By tagging datasets, columns, and metadata with terms from your SPSI vocabulary, you enable: - Keyword search that actually understands synonyms and related terms - Filters based on data type, units, methods, or ecological domain - Smart discovery interfaces (e.g., “Show me everything related to juvenile survival”)
➡️ Example: A data catalog that lets users search by controlled term rather than inconsistent column names across spreadsheets.
🔄 2. Semi-Automated Data Integration
“These datasets report the same metric but use different terms, formats, or units.”
Using controlled terms with defined relationships (e.g., broader
, exactMatch
, hasUnit
), you can: - Detect overlapping fields across submissions automatically - Align columns and units across multiple datasets - Standardize value domains (e.g., Red/Green/Amber
vs Critical/Stable/Concerned
)
➡️ Example: A script that reads in new FSAR data and automatically maps it to the SPSR schema for validation and loading into a database.
🧠 3. Smarter Applications (AI & Beyond)
“Can’t AI just figure this stuff out?”
Only if you feed it structure.
Controlled vocabularies and ontologies allow you to: - Ground large language models (LLMs) in your domain’s specific terminology - Build Retrieval-Augmented Generation (RAG) systems for question answering - Use semantic search tools to find relevant variables, concepts, and datasets - Train AI to assist in metadata generation, anomaly detection, or dataset classification
➡️ Example: A chatbot that helps scientists describe their data using your vocabulary, or recommends matching fields from existing standards.
🔗 4. Future-Proof Interoperability
“What if we want to share this with other agencies or join a broader platform?”
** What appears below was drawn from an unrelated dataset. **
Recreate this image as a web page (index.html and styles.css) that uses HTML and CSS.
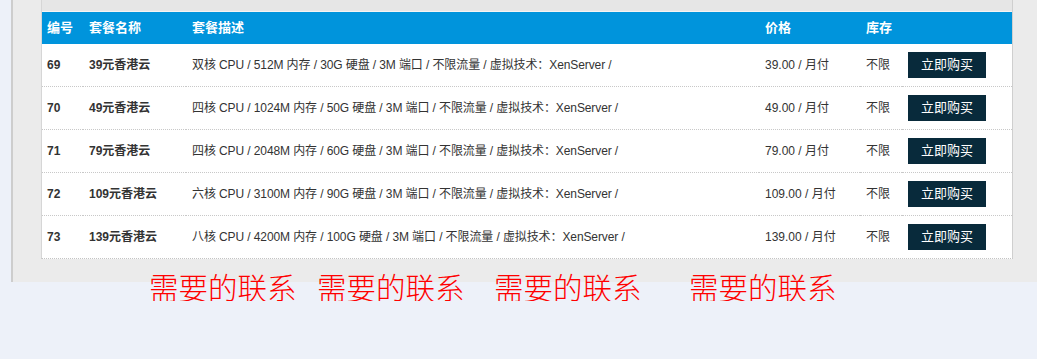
FILE: index.html
```html
<!DOCTYPE html>
<html lang="zh-CN">
<head>
<meta charset="utf-8">
<title>香港云套餐</title>
<link rel="stylesheet" href="styles.css">
</head>
<body>
<div class="panel">
  <div class="board">
    <div class="board-top"><h2 class="title">pay</h2></div>
    <table class="plans">
      <colgroup>
        <col class="c-id"><col class="c-name"><col class="c-desc"><col class="c-price"><col class="c-stock"><col class="c-buy">
      </colgroup>
      <thead>
        <tr><th>编号</th><th>套餐名称</th><th>套餐描述</th><th>价格</th><th>库存</th><th></th></tr>
      </thead>
      <tbody>
        <tr><td class="b">69</td><td class="b">39元香港云</td><td class="d">双核 CPU / 512M 内存 / 30G 硬盘 / 3M 端口 / 不限流量 / 虚拟技术：XenServer /</td><td>39.00 / 月付</td><td>不限</td><td><a class="buy" href="#">立即购买</a></td></tr>
        <tr><td class="b">70</td><td class="b">49元香港云</td><td class="d">四核 CPU / 1024M 内存 / 50G 硬盘 / 3M 端口 / 不限流量 / 虚拟技术：XenServer /</td><td>49.00 / 月付</td><td>不限</td><td><a class="buy" href="#">立即购买</a></td></tr>
        <tr><td class="b">71</td><td class="b">79元香港云</td><td class="d">四核 CPU / 2048M 内存 / 60G 硬盘 / 3M 端口 / 不限流量 / 虚拟技术：XenServer /</td><td>79.00 / 月付</td><td>不限</td><td><a class="buy" href="#">立即购买</a></td></tr>
        <tr><td class="b">72</td><td class="b">109元香港云</td><td class="d">六核 CPU / 3100M 内存 / 90G 硬盘 / 3M 端口 / 不限流量 / 虚拟技术：XenServer /</td><td>109.00 / 月付</td><td>不限</td><td><a class="buy" href="#">立即购买</a></td></tr>
        <tr><td class="b">73</td><td class="b">139元香港云</td><td class="d">八核 CPU / 4200M 内存 / 100G 硬盘 / 3M 端口 / 不限流量 / 虚拟技术：XenServer /</td><td>139.00 / 月付</td><td>不限</td><td><a class="buy" href="#">立即购买</a></td></tr>
      </tbody>
    </table>
  </div>
</div>
<p class="contacts"><span class="k1">需要的联系</span><span class="k2">需要的联系</span><span class="k3">需要的联系</span><span class="k4">需要的联系</span></p>
</body>
</html>
```
FILE: styles.css
```css
html, body {
  margin: 0;
  padding: 0;
  background: #edf1f9;
  font-family: "Liberation Sans", "Noto Sans CJK SC", sans-serif;
}

.panel {
  margin-left: 11px;
  border-left: 2px solid #cdcdcd;
  background: #ebebeb;
  padding: 0 0 23px 28px;
}

.board {
  width: 972px;
  box-sizing: border-box;
  border-left: 1px solid #d6d6d6;
  border-right: 1px solid #cfcfcf;
  border-bottom: 1px dotted #c4c4c4;
  background: #fff;
}

.board-top {
  height: 11px;
  background: #e6e6e6;
  border-bottom: 1px solid #f4f4f4;
  overflow: hidden;
  text-align: center;
}

.title {
  margin: -28px 0 0 0;
  padding-left: 24px;
  font: 24px/30px "Liberation Sans", sans-serif;
  color: #f00;
}

.plans {
  width: 970px;
  border-collapse: collapse;
  table-layout: fixed;
  font-size: 12px;
  color: #333;
}

.c-id { width: 41px; }
.c-name { width: 103px; }
.c-desc { width: 573px; }
.c-price { width: 101px; }
.c-stock { width: 42px; }
.c-buy { width: 110px; }

.plans th {
  height: 32px;
  padding: 0 0 0 5px;
  background: #0094dc;
  color: #fff;
  font: bold 13px/32px "Liberation Sans", "Noto Sans CJK SC", sans-serif;
  text-align: left;
}

.plans th + th,
.plans td + td {
  padding-left: 6px;
}

.plans td {
  height: 42px;
  padding: 0 0 0 5px;
  border-bottom: 1px dotted #c8c8c8;
  white-space: nowrap;
  line-height: 16px;
}

.plans tbody tr:last-child td {
  border-bottom: none;
}

.plans td.b {
  font-weight: bold;
}

.plans td.d {
  letter-spacing: -0.1px;
}

.buy {
  display: inline-block;
  width: 78px;
  height: 26px;
  line-height: 26px;
  text-align: center;
  background: #082a3b;
  color: #fff;
  font-size: 13px;
  text-decoration: none;
}

.contacts {
  position: relative;
  margin: -10px 0 0 0;
  padding-left: 149px;
  font-family: "Noto Sans CJK SC", sans-serif;
  font-weight: 300;
  font-size: 29.5px;
  line-height: 29px;
  color: #f00;
  white-space: nowrap;
}

.k2 { margin-left: 20.5px; }
.k3 { margin-left: 29.5px; }
.k4 { margin-left: 47.5px; }
```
Standardized vocabularies with persistent URIs and ontology alignments (e.g., with NCEAS, ENVO, OBO) make it easy to: - Share DFO terms with external partners - Convert metadata to international schemas (e.g., Darwin Core, ISO 19115) - Plug into federated data platforms without starting over
➡️ Example: Publishing your vocabulary to w3id.org lets others reference and reuse your terms as global identifiers.
🧰 5. Better Metadata, Better Stewardship
“I just want people to fill out metadata that makes sense.”
Controlled vocabularies: - Reduce ambiguity - Improve machine readability - Make metadata easier to validate and automate
➡️ Example: A dropdown menu in a data intake form linked to your vocab that auto-fills units, definitions, and example values — while storing clean, machine-readable metadata under the hood.
🧭 TL;DR
Controlled vocabularies and ontologies are not the end — they’re the beginning.
They allow you to: - Find data more easily - Integrate it more reliably - Build tools more effectively - And use AI more meaningfully
They turn your data into infrastructure.
And they help ensure that knowledge created today can be used, re-used, and trusted — long into the future.